I don't think there is much of a difference between RDNA1 and RDNA2 CUs, unlike something from GCN to RDNA1. From the driver leak, they still have the same wavefront granularity, it's just the maximum wavefronts per SIMD that has changed for RDNA2. This suggests the mapping of front-end changes to optimal instruction mix for the CUs, rather than a straight upgrade. And Command Processor tweaks.

Regarding blocks and modifications, the SIMD and Scalar units are programmable, and separate blocks from the fixed-function TMUs and RAs. AMD, MS and TSMC engineers should be more than capable of modifications to what is basically an electronic circuit, a complex one no doubt. There is nothing inherently impossible about this.

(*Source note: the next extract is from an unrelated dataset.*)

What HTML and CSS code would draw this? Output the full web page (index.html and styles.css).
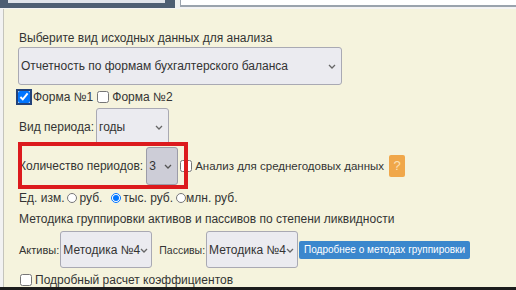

Typically things like front end being RDNA 1, is a weird claim given Mesh shaders are part of that front end. The GCP needs to be outfitted with a way to support mesh shaders. The XSX also supports NGG geometry pipeline as per the leaked documentation (which as of June was not ready) so once again, I’m not sure what would constitute it to be RDNA1 vs RDNA2.
I will say RDNA1 for front-end and CUs doesn't mean the complete stages are these, rather a specific stage or component. So you will still have blocks like Geometry Engine and Mesh Shader logic as RDNA2, even though they are considered RDNA1 for front-end in the leak. This actually points to MS not putting as big a focus on fixed-function stages, and more a focus on newer features, which is where MS would like developers to focus their efforts.

All things considered, with RT defaulting to RDNA2 because it doesn't exist for RDNA1, and Render Backends being RDNA2 as well, the above sounds like a storm in a teacup, where most of the stages are upgraded. The biggest impact would be the inefficiency of rendering small triangles due to the older Scan Converters/ Raster Units.